UFC 253: Jan Blachowicz Post-Fight Interview
UFC 253: Jan Blachowicz Post-Fight Interview
He was, and you could see it in his eyes from the time he left the locker room. When it was all over, Blachowicz had joined Joanna Jedrzejczyk as the only fighters from Poland to win a UFC championship, and his hometown was ready to celebrate, not only meeting him at the airport, but filling the city center to show their appreciation for their favorite son.
“There were a lot of fans that came to the airport, but when I come to my hometown, it was unbelievable,” he said. “I don't know how many people came to see me at the city center. I think there were more than one thousand people. It was something I couldn't imagine. My whole town came to see me. We watched the fight together, we celebrated together, it was an amazing feeling.”

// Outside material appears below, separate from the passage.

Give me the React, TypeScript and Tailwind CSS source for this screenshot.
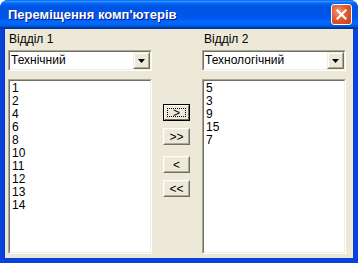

Even rarer than that, Blachowicz’ fellow fighters came out in force to wish the new champion well and congratulate him on his performance, but then again, that shouldn’t be a surprise considering that the man wielding “The Polish Power” has always been a class act.
“It's a nice feeling and I think it's because I have respect for them,” Blachowicz said. “I don't use trash talk and stuff like this, I've got respect for everybody and I think they give me respect also. That's why they were happy that I won the title.”
The good news didn’t stop with his UFC 253 win, though, as he and his fiancée Dorota welcomed a son into the world in mid-December. That’s even better than winning the belt for the proud papa.
“I enjoy it,” said Blachowicz of fatherhood, even if he did have to give up his gaming room for the new arrival. “It's a new experience for me, and it's gonna be great.”
Suffice to say that while so many are wishing 2020 never happened, Blachowicz can mark the year off as one of his best ever. He admits it feels a little strange to feel that way, and his heart is with those who didn’t have the kind of year he did.
“This is a weird situation because, for me, this year was amazing, one of the best,” he said. “I won the title, I have a son, everything is really good. I'm looking at a big home right now, so everything is amazing. But when I watch people around me and see the sad faces, it's not good for me. Even when I won the title, I could not celebrate with 20,000 people in the arena. I can celebrate only with my team and a couple of people on Fight Island. It was a great year for me, but I understand the people who didn't enjoy this year like me so much. I'm with them.”
And though he’s enjoyed 2020, the question is, what will 2021 look like for the 205-pound champ?
“Even better,” he laughs. “Defend my belt, once, twice, maybe three times, and then we will see. Maybe I will go to heavyweight, we will see. But first of all, I have to defend the belt a couple times.”